[WRITTEN PROBLEM] Write out each record below exactly as it appears, with no pictures.

Lines of data:
■ ■ ■ ■ ■ ■ ■

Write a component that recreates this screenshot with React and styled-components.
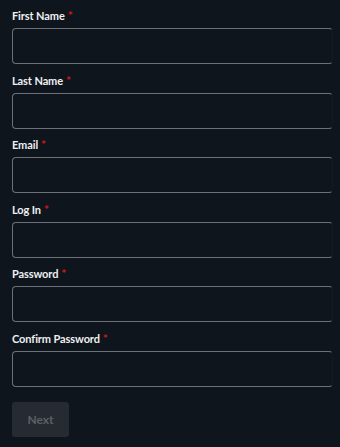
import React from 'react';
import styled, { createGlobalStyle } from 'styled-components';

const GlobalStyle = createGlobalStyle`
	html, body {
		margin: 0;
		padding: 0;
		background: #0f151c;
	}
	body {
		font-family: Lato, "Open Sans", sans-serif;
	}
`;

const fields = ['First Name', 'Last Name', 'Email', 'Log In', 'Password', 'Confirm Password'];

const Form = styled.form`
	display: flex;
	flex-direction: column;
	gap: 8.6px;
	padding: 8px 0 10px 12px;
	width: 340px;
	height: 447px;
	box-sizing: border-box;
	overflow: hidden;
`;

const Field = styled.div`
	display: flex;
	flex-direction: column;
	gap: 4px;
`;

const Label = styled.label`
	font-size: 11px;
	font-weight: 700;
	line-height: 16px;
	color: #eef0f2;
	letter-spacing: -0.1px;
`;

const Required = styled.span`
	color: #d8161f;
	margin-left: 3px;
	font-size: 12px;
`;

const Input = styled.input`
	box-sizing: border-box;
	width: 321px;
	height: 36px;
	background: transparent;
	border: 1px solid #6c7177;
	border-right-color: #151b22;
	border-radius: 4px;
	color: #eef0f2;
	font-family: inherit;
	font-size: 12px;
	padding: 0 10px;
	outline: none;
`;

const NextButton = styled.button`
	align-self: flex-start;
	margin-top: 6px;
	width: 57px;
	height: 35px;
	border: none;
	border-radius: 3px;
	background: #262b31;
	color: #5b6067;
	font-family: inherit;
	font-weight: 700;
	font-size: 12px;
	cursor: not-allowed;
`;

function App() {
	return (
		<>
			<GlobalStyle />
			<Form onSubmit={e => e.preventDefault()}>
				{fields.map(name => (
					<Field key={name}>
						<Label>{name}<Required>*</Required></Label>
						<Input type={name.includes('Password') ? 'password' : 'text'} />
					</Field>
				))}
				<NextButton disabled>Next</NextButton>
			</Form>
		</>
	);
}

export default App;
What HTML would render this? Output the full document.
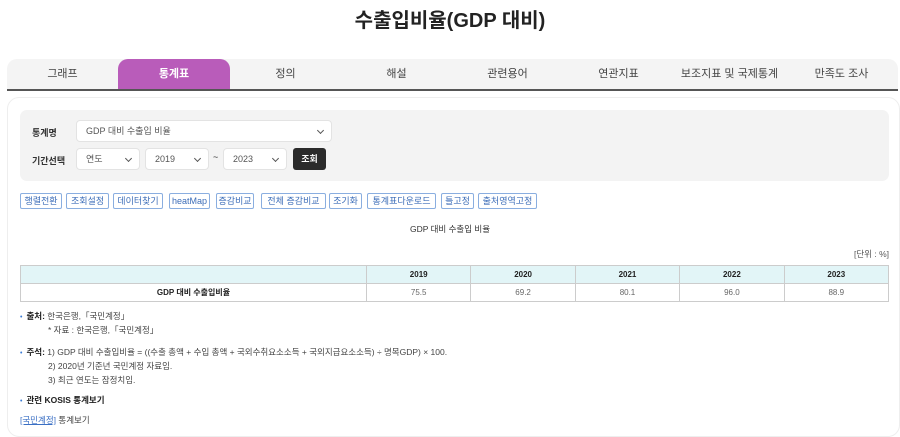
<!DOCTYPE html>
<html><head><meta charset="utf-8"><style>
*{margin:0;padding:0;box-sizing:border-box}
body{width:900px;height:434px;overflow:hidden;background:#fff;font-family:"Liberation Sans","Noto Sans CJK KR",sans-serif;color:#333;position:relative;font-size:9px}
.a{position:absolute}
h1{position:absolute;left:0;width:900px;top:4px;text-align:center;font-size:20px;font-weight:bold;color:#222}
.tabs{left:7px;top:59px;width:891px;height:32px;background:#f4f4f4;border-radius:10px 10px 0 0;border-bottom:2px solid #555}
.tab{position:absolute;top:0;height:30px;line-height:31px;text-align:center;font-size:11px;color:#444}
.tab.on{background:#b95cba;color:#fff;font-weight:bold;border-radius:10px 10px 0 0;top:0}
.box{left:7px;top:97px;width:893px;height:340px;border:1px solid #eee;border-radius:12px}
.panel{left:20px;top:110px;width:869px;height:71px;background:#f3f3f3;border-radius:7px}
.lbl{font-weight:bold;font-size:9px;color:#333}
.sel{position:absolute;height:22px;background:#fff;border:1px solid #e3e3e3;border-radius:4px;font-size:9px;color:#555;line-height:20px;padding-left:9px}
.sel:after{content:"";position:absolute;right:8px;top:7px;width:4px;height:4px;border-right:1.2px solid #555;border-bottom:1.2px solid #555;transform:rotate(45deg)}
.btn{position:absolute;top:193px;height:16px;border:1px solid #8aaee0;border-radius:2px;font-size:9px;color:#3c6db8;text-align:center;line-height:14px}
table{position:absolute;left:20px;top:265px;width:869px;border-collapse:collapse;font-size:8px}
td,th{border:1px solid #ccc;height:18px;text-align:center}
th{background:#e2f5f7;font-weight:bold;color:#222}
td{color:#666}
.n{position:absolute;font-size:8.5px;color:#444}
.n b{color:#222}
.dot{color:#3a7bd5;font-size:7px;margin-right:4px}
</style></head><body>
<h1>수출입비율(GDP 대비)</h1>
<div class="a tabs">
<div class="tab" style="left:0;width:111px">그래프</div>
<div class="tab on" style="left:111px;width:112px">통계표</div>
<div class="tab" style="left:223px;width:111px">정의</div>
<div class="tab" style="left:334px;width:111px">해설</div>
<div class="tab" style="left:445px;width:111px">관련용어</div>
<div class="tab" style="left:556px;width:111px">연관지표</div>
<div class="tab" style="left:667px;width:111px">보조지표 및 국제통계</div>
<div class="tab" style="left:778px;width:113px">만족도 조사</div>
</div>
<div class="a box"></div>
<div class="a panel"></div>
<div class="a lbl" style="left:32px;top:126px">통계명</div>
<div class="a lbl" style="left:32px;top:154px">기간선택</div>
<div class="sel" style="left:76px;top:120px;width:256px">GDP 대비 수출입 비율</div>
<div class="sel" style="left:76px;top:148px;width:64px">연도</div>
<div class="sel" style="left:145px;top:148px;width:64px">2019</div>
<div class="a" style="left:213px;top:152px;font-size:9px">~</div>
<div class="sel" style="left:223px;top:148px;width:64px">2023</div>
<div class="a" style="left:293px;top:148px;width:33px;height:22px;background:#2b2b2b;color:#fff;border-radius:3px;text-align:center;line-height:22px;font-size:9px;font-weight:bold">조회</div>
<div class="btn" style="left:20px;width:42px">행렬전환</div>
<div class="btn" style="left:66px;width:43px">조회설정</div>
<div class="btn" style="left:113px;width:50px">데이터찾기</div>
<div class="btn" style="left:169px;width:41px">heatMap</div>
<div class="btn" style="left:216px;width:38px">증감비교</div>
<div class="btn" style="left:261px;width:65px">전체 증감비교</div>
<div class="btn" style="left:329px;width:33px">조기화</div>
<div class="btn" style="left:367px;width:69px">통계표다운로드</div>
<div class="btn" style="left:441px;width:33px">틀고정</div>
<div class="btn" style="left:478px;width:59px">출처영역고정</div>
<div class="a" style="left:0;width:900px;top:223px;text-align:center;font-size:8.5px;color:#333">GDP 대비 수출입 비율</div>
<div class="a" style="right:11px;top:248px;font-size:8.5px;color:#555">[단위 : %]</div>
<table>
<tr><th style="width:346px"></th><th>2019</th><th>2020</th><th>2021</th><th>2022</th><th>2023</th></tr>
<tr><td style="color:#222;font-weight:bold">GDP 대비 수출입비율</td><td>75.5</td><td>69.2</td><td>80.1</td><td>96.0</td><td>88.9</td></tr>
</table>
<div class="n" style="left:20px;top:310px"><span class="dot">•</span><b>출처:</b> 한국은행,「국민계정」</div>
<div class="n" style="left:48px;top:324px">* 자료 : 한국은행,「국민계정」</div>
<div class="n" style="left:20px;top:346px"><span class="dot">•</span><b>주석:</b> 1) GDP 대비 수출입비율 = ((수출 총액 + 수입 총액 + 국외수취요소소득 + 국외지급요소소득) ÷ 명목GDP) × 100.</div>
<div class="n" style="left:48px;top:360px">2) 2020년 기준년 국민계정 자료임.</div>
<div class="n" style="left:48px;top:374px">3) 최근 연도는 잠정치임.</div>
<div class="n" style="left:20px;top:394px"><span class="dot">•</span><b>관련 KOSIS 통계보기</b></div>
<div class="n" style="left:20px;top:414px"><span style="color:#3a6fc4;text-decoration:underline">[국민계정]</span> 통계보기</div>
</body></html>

■ ■ ■ ■ ■ ■ ■

[RESULT OF THIS EXERCISE]
Write a component that recreates this screenshot with React and styled-components.
import React from 'react';
import styled, { createGlobalStyle } from 'styled-components';

const GlobalStyle = createGlobalStyle`
	html, body {
		margin: 0;
		padding: 0;
		background: #0f151c;
	}
	body {
		font-family: Lato, "Open Sans", sans-serif;
	}
`;

const fields = ['First Name', 'Last Name', 'Email', 'Log In', 'Password', 'Confirm Password'];

const Form = styled.form`
	display: flex;
	flex-direction: column;
	gap: 8.6px;
	padding: 8px 0 10px 12px;
	width: 340px;
	height: 447px;
	box-sizing: border-box;
	overflow: hidden;
`;

const Field = styled.div`
	display: flex;
	flex-direction: column;
	gap: 4px;
`;

const Label = styled.label`
	font-size: 11px;
	font-weight: 700;
	line-height: 16px;
	color: #eef0f2;
	letter-spacing: -0.1px;
`;

const Required = styled.span`
	color: #d8161f;
	margin-left: 3px;
	font-size: 12px;
`;

const Input = styled.input`
	box-sizing: border-box;
	width: 321px;
	height: 36px;
	background: transparent;
	border: 1px solid #6c7177;
	border-right-color: #151b22;
	border-radius: 4px;
	color: #eef0f2;
	font-family: inherit;
	font-size: 12px;
	padding: 0 10px;
	outline: none;
`;

const NextButton = styled.button`
	align-self: flex-start;
	margin-top: 6px;
	width: 57px;
	height: 35px;
	border: none;
	border-radius: 3px;
	background: #262b31;
	color: #5b6067;
	font-family: inherit;
	font-weight: 700;
	font-size: 12px;
	cursor: not-allowed;
`;

function App() {
	return (
		<>
			<GlobalStyle />
			<Form onSubmit={e => e.preventDefault()}>
				{fields.map(name => (
					<Field key={name}>
						<Label>{name}<Required>*</Required></Label>
						<Input type={name.includes('Password') ? 'password' : 'text'} />
					</Field>
				))}
				<NextButton disabled>Next</NextButton>
			</Form>
		</>
	);
}

export default App;
What HTML would render this? Output the full document.
<!DOCTYPE html>
<html><head><meta charset="utf-8"><style>
*{margin:0;padding:0;box-sizing:border-box}
body{width:900px;height:434px;overflow:hidden;background:#fff;font-family:"Liberation Sans","Noto Sans CJK KR",sans-serif;color:#333;position:relative;font-size:9px}
.a{position:absolute}
h1{position:absolute;left:0;width:900px;top:4px;text-align:center;font-size:20px;font-weight:bold;color:#222}
.tabs{left:7px;top:59px;width:891px;height:32px;background:#f4f4f4;border-radius:10px 10px 0 0;border-bottom:2px solid #555}
.tab{position:absolute;top:0;height:30px;line-height:31px;text-align:center;font-size:11px;color:#444}
.tab.on{background:#b95cba;color:#fff;font-weight:bold;border-radius:10px 10px 0 0;top:0}
.box{left:7px;top:97px;width:893px;height:340px;border:1px solid #eee;border-radius:12px}
.panel{left:20px;top:110px;width:869px;height:71px;background:#f3f3f3;border-radius:7px}
.lbl{font-weight:bold;font-size:9px;color:#333}
.sel{position:absolute;height:22px;background:#fff;border:1px solid #e3e3e3;border-radius:4px;font-size:9px;color:#555;line-height:20px;padding-left:9px}
.sel:after{content:"";position:absolute;right:8px;top:7px;width:4px;height:4px;border-right:1.2px solid #555;border-bottom:1.2px solid #555;transform:rotate(45deg)}
.btn{position:absolute;top:193px;height:16px;border:1px solid #8aaee0;border-radius:2px;font-size:9px;color:#3c6db8;text-align:center;line-height:14px}
table{position:absolute;left:20px;top:265px;width:869px;border-collapse:collapse;font-size:8px}
td,th{border:1px solid #ccc;height:18px;text-align:center}
th{background:#e2f5f7;font-weight:bold;color:#222}
td{color:#666}
.n{position:absolute;font-size:8.5px;color:#444}
.n b{color:#222}
.dot{color:#3a7bd5;font-size:7px;margin-right:4px}
</style></head><body>
<h1>수출입비율(GDP 대비)</h1>
<div class="a tabs">
<div class="tab" style="left:0;width:111px">그래프</div>
<div class="tab on" style="left:111px;width:112px">통계표</div>
<div class="tab" style="left:223px;width:111px">정의</div>
<div class="tab" style="left:334px;width:111px">해설</div>
<div class="tab" style="left:445px;width:111px">관련용어</div>
<div class="tab" style="left:556px;width:111px">연관지표</div>
<div class="tab" style="left:667px;width:111px">보조지표 및 국제통계</div>
<div class="tab" style="left:778px;width:113px">만족도 조사</div>
</div>
<div class="a box"></div>
<div class="a panel"></div>
<div class="a lbl" style="left:32px;top:126px">통계명</div>
<div class="a lbl" style="left:32px;top:154px">기간선택</div>
<div class="sel" style="left:76px;top:120px;width:256px">GDP 대비 수출입 비율</div>
<div class="sel" style="left:76px;top:148px;width:64px">연도</div>
<div class="sel" style="left:145px;top:148px;width:64px">2019</div>
<div class="a" style="left:213px;top:152px;font-size:9px">~</div>
<div class="sel" style="left:223px;top:148px;width:64px">2023</div>
<div class="a" style="left:293px;top:148px;width:33px;height:22px;background:#2b2b2b;color:#fff;border-radius:3px;text-align:center;line-height:22px;font-size:9px;font-weight:bold">조회</div>
<div class="btn" style="left:20px;width:42px">행렬전환</div>
<div class="btn" style="left:66px;width:43px">조회설정</div>
<div class="btn" style="left:113px;width:50px">데이터찾기</div>
<div class="btn" style="left:169px;width:41px">heatMap</div>
<div class="btn" style="left:216px;width:38px">증감비교</div>
<div class="btn" style="left:261px;width:65px">전체 증감비교</div>
<div class="btn" style="left:329px;width:33px">조기화</div>
<div class="btn" style="left:367px;width:69px">통계표다운로드</div>
<div class="btn" style="left:441px;width:33px">틀고정</div>
<div class="btn" style="left:478px;width:59px">출처영역고정</div>
<div class="a" style="left:0;width:900px;top:223px;text-align:center;font-size:8.5px;color:#333">GDP 대비 수출입 비율</div>
<div class="a" style="right:11px;top:248px;font-size:8.5px;color:#555">[단위 : %]</div>
<table>
<tr><th style="width:346px"></th><th>2019</th><th>2020</th><th>2021</th><th>2022</th><th>2023</th></tr>
<tr><td style="color:#222;font-weight:bold">GDP 대비 수출입비율</td><td>75.5</td><td>69.2</td><td>80.1</td><td>96.0</td><td>88.9</td></tr>
</table>
<div class="n" style="left:20px;top:310px"><span class="dot">•</span><b>출처:</b> 한국은행,「국민계정」</div>
<div class="n" style="left:48px;top:324px">* 자료 : 한국은행,「국민계정」</div>
<div class="n" style="left:20px;top:346px"><span class="dot">•</span><b>주석:</b> 1) GDP 대비 수출입비율 = ((수출 총액 + 수입 총액 + 국외수취요소소득 + 국외지급요소소득) ÷ 명목GDP) × 100.</div>
<div class="n" style="left:48px;top:360px">2) 2020년 기준년 국민계정 자료임.</div>
<div class="n" style="left:48px;top:374px">3) 최근 연도는 잠정치임.</div>
<div class="n" style="left:20px;top:394px"><span class="dot">•</span><b>관련 KOSIS 통계보기</b></div>
<div class="n" style="left:20px;top:414px"><span style="color:#3a6fc4;text-decoration:underline">[국민계정]</span> 통계보기</div>
</body></html>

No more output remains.